Monday, 16 May 2011
Judy Blume is an American author for the teen market.
Judy Blume was someone who spoke on your adolescent level, and she understood what you couldn't bring yourself to chat to your nearest and dearest about. Even your own mother didn't seem to know what was happening to you. Compared with the daring, empathetic scribblings of Blume, your own mother was a veritable stranger.
And this is why she was both special and popular. Children aren't Disney characters - they're real, making sense of a confusing world. She was the first to realise this; she knew your mind and she spoke to you accordingly. Her books for children and young adults have exceeded sales of 80 million, and been translated into 31 languages.
Blume's novels for teenagers were among the first to tackle matters such as racism (Iggie's House), menstruation (Are You There God? It's Me, Margaret.), divorce (It's Not the End of the World, Just As Long As We're Together), bullying (Blubber), masturbation (Deenie; Then Again, Maybe I Won't) and teen sex (Forever), and as such have been the source of controversy over the appropriateness of such topics for the audience they reached.

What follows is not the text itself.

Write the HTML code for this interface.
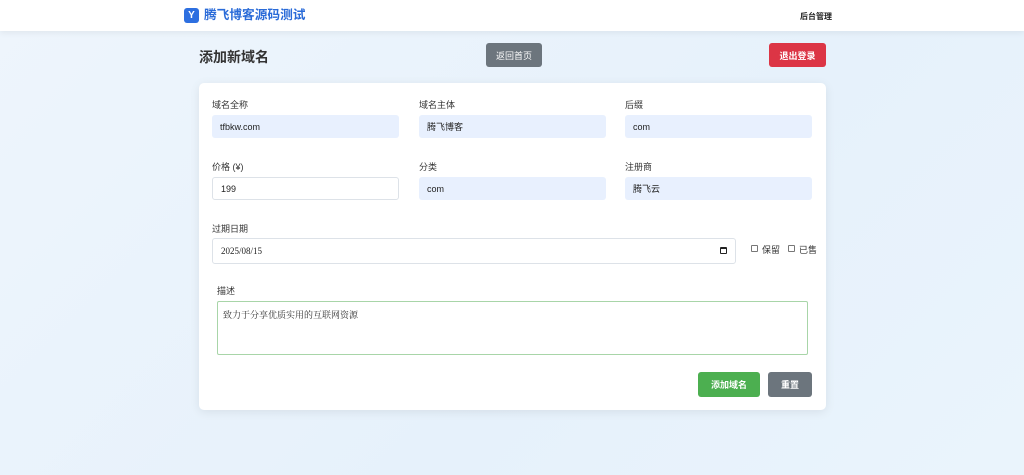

But before Jacqueline Wilson took over the teen lit crown, she was your friend in need and a lovely pal indeed.
You didn't want to talk to your sister about breasts and sex, did you? And I know I'm not the only one to have Margaret's mantra, 'I must, I must, I must increase my bust' etched in my brain for evermore. Bust? How quaint.
Judy Blume (née Sussman; born February 12, 1938).